Nah saya dalam hal menasehati Syekh yang satu ini, saya ingin mencontoh Rasul (bukan jadi Rasul lho Cak, cuma mencontoh saja sebagai umat akhir jaman yang memikul tugas meneruskan risalahnya). Jika Aa Gym disarankan jangan poligami, kalau Syekh Puji yo wis lah silahkan Poligami (lho kok mencla mencle Cak? Lha yo to, wong Rasul juga memiliki jawaban yang beda-beda untuk setiap umatnya yang bertanya. Anggaplah ini kasus yang sudah lebih parah). Tapi jika mau poligami mbok mikir to Syekh, niatnya untuk apa? Jika untuk beribadah ya nikahlah dengan wajar. Tidak wajar boleh, misal nikah dengan janda umur enam puluh tahun yang memerlukan pertolongan silahkan, saya yakin tidak akan ada yang protes.

Jika tidak kuat, saya dari Mahzab Biasa menyarankan sampeyan cari istri yang cantik mulus sexy umurnya dua atau tiga tahun di atas usia anak tertua sampeyan. Ini juga saya yakin orang tidak akan protes. Nah parahnya, silahkan sampeyan menikah dengan wanita yang usianya wajar untuk dinikahi di alam Republik kita yang ruwet ini. Boleh silahkan. Oh ya, satu lagi, nikahkan dulu anak laki-laki sampeyan yang pertama itu. Sudah masuk usia nikah itu.
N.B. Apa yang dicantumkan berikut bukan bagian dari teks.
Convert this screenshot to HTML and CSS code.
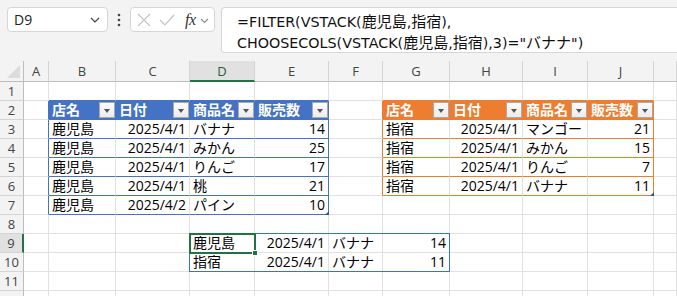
FILE: index.html
```html
<!DOCTYPE html>
<html lang="ja">
<head>
<meta charset="utf-8">
<link rel="stylesheet" href="styles.css">
</head>
<body>
<div class="app">
  <div class="fbar">
    <div class="namebox"><span>D9</span><svg class="chev" width="10" height="6" viewBox="0 0 10 6"><path d="M1 1 L5 5 L9 1" fill="none" stroke="#444" stroke-width="1.2"/></svg></div>
    <svg class="dots" width="4" height="14" viewBox="0 0 4 14"><circle cx="2" cy="2" r="1.3" fill="#444"/><circle cx="2" cy="7" r="1.3" fill="#444"/><circle cx="2" cy="12" r="1.3" fill="#444"/></svg>
    <div class="fxbox">
      <svg width="14" height="14" viewBox="0 0 14 14"><path d="M1 1 L13 13 M13 1 L1 13" stroke="#c4c4c4" stroke-width="1.2" fill="none"/></svg>
      <svg width="16" height="12" viewBox="0 0 16 12"><path d="M1 6 L6 11 L15 1" stroke="#c4c4c4" stroke-width="1.2" fill="none"/></svg>
      <span class="fx">fx</span>
      <svg class="chev2" width="9" height="6" viewBox="0 0 9 6"><path d="M1 1 L4.5 4.5 L8 1" fill="none" stroke="#8a8a8a" stroke-width="1.1"/></svg>
    </div>
    <div class="formula">=FILTER(VSTACK(<span class="j">鹿児島</span>,<span class="j">指宿</span>),<br>CHOOSECOLS(VSTACK(<span class="j">鹿児島</span>,<span class="j">指宿</span>),3)="<span class="j">バナナ</span>")</div>
  </div>

  <div class="sheet">
    <!-- column headers -->
    <div class="corner"><span class="tri"></span></div>
    <div class="ch">A</div><div class="ch">B</div><div class="ch">C</div><div class="ch sel-col">D</div><div class="ch">E</div><div class="ch">F</div><div class="ch">G</div><div class="ch">H</div><div class="ch">I</div><div class="ch">J</div><div class="ch"></div>

    <!-- row 1 -->
    <div class="rh">1</div>
    <div class="c"></div><div class="c bb"></div><div class="c bb"></div><div class="c bb"></div><div class="c bb"></div><div class="c"></div><div class="c bo"></div><div class="c bo"></div><div class="c bo"></div><div class="c bo"></div><div class="c"></div>

    <!-- row 2 -->
    <div class="rh">2</div>
    <div class="c rb"></div>
    <div class="c hb">店名<span class="flt"></span></div>
    <div class="c hb">日付<span class="flt"></span></div>
    <div class="c hb">商品名<span class="flt"></span></div>
    <div class="c hb">販売数<span class="flt"></span></div>
    <div class="c ro"></div>
    <div class="c ho">店名<span class="flt"></span></div>
    <div class="c ho">日付<span class="flt"></span></div>
    <div class="c ho">商品名<span class="flt"></span></div>
    <div class="c ho">販売数<span class="flt"></span></div>
    <div class="c"></div>

    <!-- row 3 -->
    <div class="rh">3</div>
    <div class="c rb"></div>
    <div class="c db">鹿児島</div><div class="c db r">2025/4/1</div><div class="c db">バナナ</div><div class="c db r rb">14</div>
    <div class="c ro"></div>
    <div class="c do">指宿</div><div class="c do r">2025/4/1</div><div class="c do">マンゴー</div><div class="c do r ro">21</div>
    <div class="c"></div>

    <!-- row 4 -->
    <div class="rh">4</div>
    <div class="c rb"></div>
    <div class="c db">鹿児島</div><div class="c db r">2025/4/1</div><div class="c db">みかん</div><div class="c db r rb">25</div>
    <div class="c ro"></div>
    <div class="c do">指宿</div><div class="c do r">2025/4/1</div><div class="c do">みかん</div><div class="c do r ro">15</div>
    <div class="c"></div>

    <!-- row 5 -->
    <div class="rh">5</div>
    <div class="c rb"></div>
    <div class="c db">鹿児島</div><div class="c db r">2025/4/1</div><div class="c db">りんご</div><div class="c db r rb">17</div>
    <div class="c ro"></div>
    <div class="c do">指宿</div><div class="c do r">2025/4/1</div><div class="c do">りんご</div><div class="c do r ro">7</div>
    <div class="c"></div>

    <!-- row 6 -->
    <div class="rh">6</div>
    <div class="c rb"></div>
    <div class="c db">鹿児島</div><div class="c db r">2025/4/1</div><div class="c db">桃</div><div class="c db r rb">21</div>
    <div class="c ro"></div>
    <div class="c do">指宿</div><div class="c do r">2025/4/1</div><div class="c do">バナナ</div><div class="c do r ro end-o">11</div>
    <div class="c"></div>

    <!-- row 7 -->
    <div class="rh">7</div>
    <div class="c rb"></div>
    <div class="c db">鹿児島</div><div class="c db r">2025/4/2</div><div class="c db">パイン</div><div class="c db r rb end-b">10</div>
    <div class="c"></div><div class="c"></div><div class="c"></div><div class="c"></div><div class="c"></div><div class="c"></div>

    <!-- row 8 -->
    <div class="rh">8</div>
    <div class="c"></div><div class="c"></div><div class="c"></div><div class="c"></div><div class="c"></div><div class="c"></div><div class="c"></div><div class="c"></div><div class="c"></div><div class="c"></div><div class="c"></div>

    <!-- row 9 -->
    <div class="rh sel-row">9</div>
    <div class="c"></div><div class="c"></div><div class="c"></div>
    <div class="c active">鹿児島<span class="spill"></span><span class="selbox"><span class="handle"></span></span></div>
    <div class="c r">2025/4/1</div><div class="c">バナナ</div><div class="c r">14</div>
    <div class="c"></div><div class="c"></div><div class="c"></div><div class="c"></div>

    <!-- row 10 -->
    <div class="rh">10</div>
    <div class="c"></div><div class="c"></div><div class="c"></div>
    <div class="c">指宿</div><div class="c r">2025/4/1</div><div class="c">バナナ</div><div class="c r">11</div>
    <div class="c"></div><div class="c"></div><div class="c"></div><div class="c"></div>

    <!-- row 11 -->
    <div class="rh">11</div>
    <div class="c"></div><div class="c"></div><div class="c"></div><div class="c"></div><div class="c"></div><div class="c"></div><div class="c"></div><div class="c"></div><div class="c"></div><div class="c"></div><div class="c"></div>

    <!-- row 12 -->
    <div class="rh">12</div>
    <div class="c"></div><div class="c"></div><div class="c"></div><div class="c"></div><div class="c"></div><div class="c"></div><div class="c"></div><div class="c"></div><div class="c"></div><div class="c"></div><div class="c"></div>
  </div>
</div>
</body>
</html>
```
FILE: styles.css
```css
* { box-sizing: border-box; }
html, body { margin: 0; padding: 0; }
body {
  width: 677px;
  height: 296px;
  overflow: hidden;
  background: #f3f3f3;
  font-family: "Open Sans", "Noto Sans CJK JP", sans-serif;
  color: #000;
}
.app { display: flex; flex-direction: column; }

/* formula bar */
.fbar {
  height: 61px;
  display: flex;
  align-items: flex-start;
  padding: 7px 0 0 7px;
  background: #f3f3f3;
}
.namebox {
  width: 101px;
  height: 25px;
  background: #fff;
  border: 1px solid #d6d6d6;
  border-radius: 4px;
  display: flex;
  align-items: center;
  justify-content: space-between;
  padding: 0 7px 0 6px;
  font-size: 14px;
  color: #222;
}
.namebox .chev { margin-top: 1px; }
.dots { margin: 6px 9px 0 9px; }
.fxbox {
  width: 85px;
  height: 25px;
  background: #fff;
  border: 1px solid #d6d6d6;
  border-radius: 4px;
  display: flex;
  align-items: center;
  padding: 0 0 0 6px;
  gap: 8px;
}
.fx {
  font-family: "Liberation Serif", serif;
  font-style: italic;
  font-size: 16px;
  color: #333;
  margin-left: 2px;
  letter-spacing: -0.5px;
}
.chev2 { margin-left: -4px; margin-top: 2px; }
.formula {
  margin-left: 6px;
  flex: 1;
  height: 46px;
  background: #fff;
  border: 1px solid #d6d6d6;
  border-right: none;
  border-radius: 4px 0 0 4px;
  padding: 3px 0 0 15px;
  font-family: "DejaVu Sans", "Noto Sans CJK JP", sans-serif;
  font-size: 14.3px;
  line-height: 19px;
  color: #111;
  white-space: nowrap;
  overflow: hidden;
}
.formula .j {
  font-family: "Noto Sans CJK JP", sans-serif;
  font-size: 15px;
}

/* sheet grid */
.sheet {
  display: grid;
  grid-template-columns: 24px 25px 67px 74px 65px 74px 54px 67px 73px 65px 66px 1fr;
  grid-template-rows: 21px repeat(12, 19px);
  background: #fff;
  font-size: 14px;
}
.corner {
  background: #f3f3f3;
  border-right: 1px solid #bdbdbd;
  border-bottom: 1px solid #bdbdbd;
  position: relative;
}
.tri {
  position: absolute;
  right: 3px;
  bottom: 3px;
  width: 0; height: 0;
  border-left: 13px solid transparent;
  border-bottom: 13px solid #dcdcdc;
}
.ch {
  background: #f3f3f3;
  border-right: 1px solid #d4d4d4;
  border-bottom: 1px solid #bdbdbd;
  text-align: center;
  font-family: "Open Sans", sans-serif;
  font-size: 13px;
  line-height: 20px;
  color: #444;
}
.ch.sel-col {
  background: #e1e1e1;
  border-bottom: 2px solid #217346;
  color: #1e5e3b;
}
.rh {
  background: #f3f3f3;
  border-right: 1px solid #bdbdbd;
  border-bottom: 1px solid #d4d4d4;
  text-align: center;
  font-family: "Open Sans", sans-serif;
  font-size: 13px;
  line-height: 18px;
  color: #444;
}
.rh.sel-row {
  background: #e1e1e1;
  border-right: 2px solid #217346;
}
.c {
  border-right: 1px solid #e1e1e1;
  border-bottom: 1px solid #e1e1e1;
  padding: 0 3px;
  line-height: 18px;
  white-space: nowrap;
  position: relative;
}
.c.r { text-align: right; }
.c.active { z-index: 5; }

/* blue table */
.bb { border-bottom-color: #4472c4; }
.rb { border-right-color: #4472c4; }
.db { border-bottom-color: #4472c4; }
.hb {
  background: #4472c4;
  color: #fff;
  font-weight: bold;
  border-right-color: #4472c4;
  border-bottom-color: #4472c4;
}
/* orange table */
.bo { border-bottom-color: #ed7d31; }
.ro { border-right-color: #ed7d31; }
.do { border-bottom-color: #ed7d31; }
.ho {
  background: #ed7d31;
  color: #fff;
  font-weight: bold;
  border-right-color: #ed7d31;
  border-bottom-color: #ed7d31;
}

.flt {
  position: absolute;
  right: 0;
  top: 1px;
  width: 16px;
  height: 16px;
  background: linear-gradient(#fbfbfb, #ececec);
  border: 1px solid #a9a9a9;
}
.flt::after {
  content: "";
  position: absolute;
  left: 4px;
  top: 6px;
  border-left: 3.5px solid transparent;
  border-right: 3.5px solid transparent;
  border-top: 4px solid #555;
}

.end-b::after, .end-o::after {
  content: "";
  position: absolute;
  right: -1px;
  bottom: -1px;
  width: 0; height: 0;
  border-left: 4px solid transparent;
  border-bottom: 4px solid #2f5597;
}

/* spill range and selection */
.spill {
  position: absolute;
  left: -1px;
  top: -1px;
  width: 261px;
  height: 39px;
  border: 1px solid #3a70d6;
  pointer-events: none;
}
.selbox {
  position: absolute;
  left: -1px;
  top: -1px;
  width: 67px;
  height: 21px;
  border: 2px solid #217346;
}
.handle {
  position: absolute;
  right: -4px;
  bottom: -4px;
  width: 6px;
  height: 6px;
  background: #217346;
  border: 1px solid #fff;
}
```
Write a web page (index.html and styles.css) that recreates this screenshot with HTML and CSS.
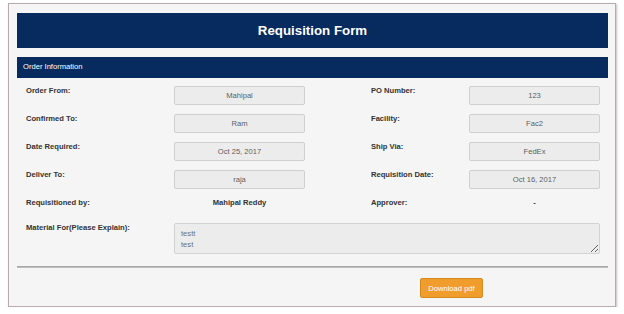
FILE: index.html
```html
<!DOCTYPE html>
<html>
<head>
<meta charset="utf-8">
<link rel="stylesheet" href="styles.css">
</head>
<body>
<div class="panel">
  <div class="title-bar">Requisition Form</div>
  <div class="sub-bar">Order Information</div>
  <div class="form">
    <div class="row">
      <div class="label">Order From:</div>
      <div class="field">Mahipal</div>
      <div class="spacer"></div>
      <div class="label">PO Number:</div>
      <div class="field">123</div>
    </div>
    <div class="row">
      <div class="label">Confirmed To:</div>
      <div class="field">Ram</div>
      <div class="spacer"></div>
      <div class="label">Facility:</div>
      <div class="field">Fac2</div>
    </div>
    <div class="row">
      <div class="label">Date Required:</div>
      <div class="field">Oct 25, 2017</div>
      <div class="spacer"></div>
      <div class="label">Ship Via:</div>
      <div class="field">FedEx</div>
    </div>
    <div class="row">
      <div class="label">Deliver To:</div>
      <div class="field">raja</div>
      <div class="spacer"></div>
      <div class="label">Requisition Date:</div>
      <div class="field">Oct 16, 2017</div>
    </div>
    <div class="row row-short">
      <div class="label">Requisitioned by:</div>
      <div class="value">Mahipal Reddy</div>
      <div class="spacer"></div>
      <div class="label">Approver:</div>
      <div class="value">-</div>
    </div>
    <div class="row row-text">
      <div class="label">Material For(Please Explain):</div>
      <textarea class="area" readonly>testt
test</textarea>
    </div>
  </div>
  <hr class="rule">
  <div class="actions">
    <button class="btn">Download pdf</button>
  </div>
</div>
</body>
</html>
```
FILE: styles.css
```css
html, body {
  margin: 0;
  padding: 0;
  background: #ffffff;
}
body {
  font-family: "Liberation Sans", Arial, sans-serif;
  padding: 3px 8px 0 8px;
}
.panel {
  width: 608px;
  box-sizing: border-box;
  height: 304px;
  border: 1px solid #b9abab;
  background: #f5f5f5;
  box-shadow: 1px 1px 2px rgba(90, 70, 70, 0.35);
  padding: 9px 7px 0 8px;
}
.title-bar {
  height: 35px;
  background: #072a5f;
  color: #ffffff;
  font-weight: bold;
  font-size: 13.3px;
  line-height: 36px;
  text-align: center;
}
.sub-bar {
  margin-top: 9px;
  height: 21px;
  background: #072a5f;
  color: #ffffff;
  font-size: 7.6px;
  line-height: 20px;
  padding-left: 6px;
}
.form {
  margin-top: 8px;
  padding-left: 9px;
}
.row {
  display: grid;
  grid-template-columns: 148px 131px 66px 98px 131px;
  height: 28px;
}
.row-short {
  height: 25px;
}
.row-text {
  grid-template-columns: 148px 426px;
  height: 31px;
}
.label {
  font-weight: bold;
  font-size: 7.6px;
  line-height: 10px;
  color: #333333;
}
.field {
  box-sizing: border-box;
  height: 19px;
  border: 1px solid #cfcfcf;
  border-radius: 2px;
  background: #ececec;
  color: #5e5e5e;
  font-size: 7.6px;
  line-height: 17px;
  text-align: center;
}
.value {
  font-weight: bold;
  font-size: 7.6px;
  line-height: 10px;
  color: #333333;
  text-align: center;
}
.area {
  box-sizing: border-box;
  width: 426px;
  height: 31px;
  margin: 0;
  border: 1px solid #d2d2d2;
  border-radius: 2px;
  background: #ececec;
  color: #6e6e6e;
  font-family: "Liberation Sans", Arial, sans-serif;
  font-size: 7.6px;
  line-height: 11px;
  padding: 4px 6px;
  resize: vertical;
  overflow: hidden;
}
.rule {
  margin: 12px 0 0 0;
  border: 0;
  height: 2px;
  background: linear-gradient(#9c9c9c, #c8c8c8);
}
.actions {
  display: flex;
  justify-content: flex-start;
  padding-top: 10px;
  padding-left: 403px;
}
.btn {
  width: 63px;
  height: 20px;
  padding: 0;
  border: 1px solid #d58a1c;
  border-radius: 2px;
  background: #f09d2e;
  color: #ffffff;
  font-family: "Liberation Sans", Arial, sans-serif;
  font-size: 7.6px;
}
```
Sekali lagi, ini hanyalah nasehat dari saya karena saking sayangnya dengan sampeyan sebagai saudara saya. Jika sampeyan tahu akibat dari pernikahan sampeyan banyak orang yang murtad karena hasutan kaum anti Islam (semoga saja dosanya tidak dibebankan sama sampeyan) menurut saya kok lebih baik kita menjadi muslim yang sewajarnya dan menjadi rahmat seluruh alam. Kekayaan sampeyan yang sudah bertumpuk itu bisa dipergunakan untuk memberdayakan masyarakat, melatih orang bertani atau berwiraswasta seperti sampeyan, jangan cuma dibagi, bukan ngasih kail tapi ikan langsung. Nah semoga saja bisa menjadi pelajaran bagi kita semua. Sesuatu yang baik dan halal belum tentu tepat dilaksanakan, kampung/negara kita adalah medan dakwah kita.